Steve Alfeld
- Full name: Steven Kenneth Alfeld
- Born: 2 February 1986 (age 40)
- Height: 179 cm (5 ft 10 in)
- Weight: 89 kg (196 lb)

Rugby union career
- Position: Half-back

Provincial / State sides
- Years: Team / Apps / (Points)
- 2008: Canterbury / 8 / (0)
- 2010–12: Tasman / 32 / (59)
- 2014–17: Canterbury / 4 / (5)

Super Rugby
- Years: Team / Apps / (Points)
- 2008, 2011: Crusaders / 2 / (0)

= Steve Alfeld =

New Zealand rugby union player (born 1986)

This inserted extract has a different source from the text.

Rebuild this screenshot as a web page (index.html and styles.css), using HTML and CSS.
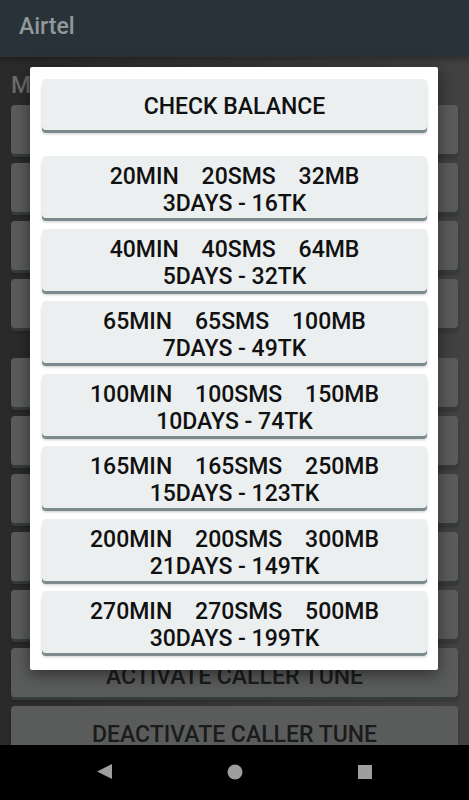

Steven Kenneth Alfeld (born 2 February 1986) is a New Zealand former professional rugby union player.

==Rugby career==
A half-back, Alfeld represented New Zealand at the 2005 Under 19 Rugby World Championship.

Alfeld was part of the Crusaders wider training group in 2008 when an injury to Andy Ellis saw him called into the full squad, before making his debut in round nine against the Lions in Christchurch.

Most of Alfeld's provincial rugby was played with Tasman.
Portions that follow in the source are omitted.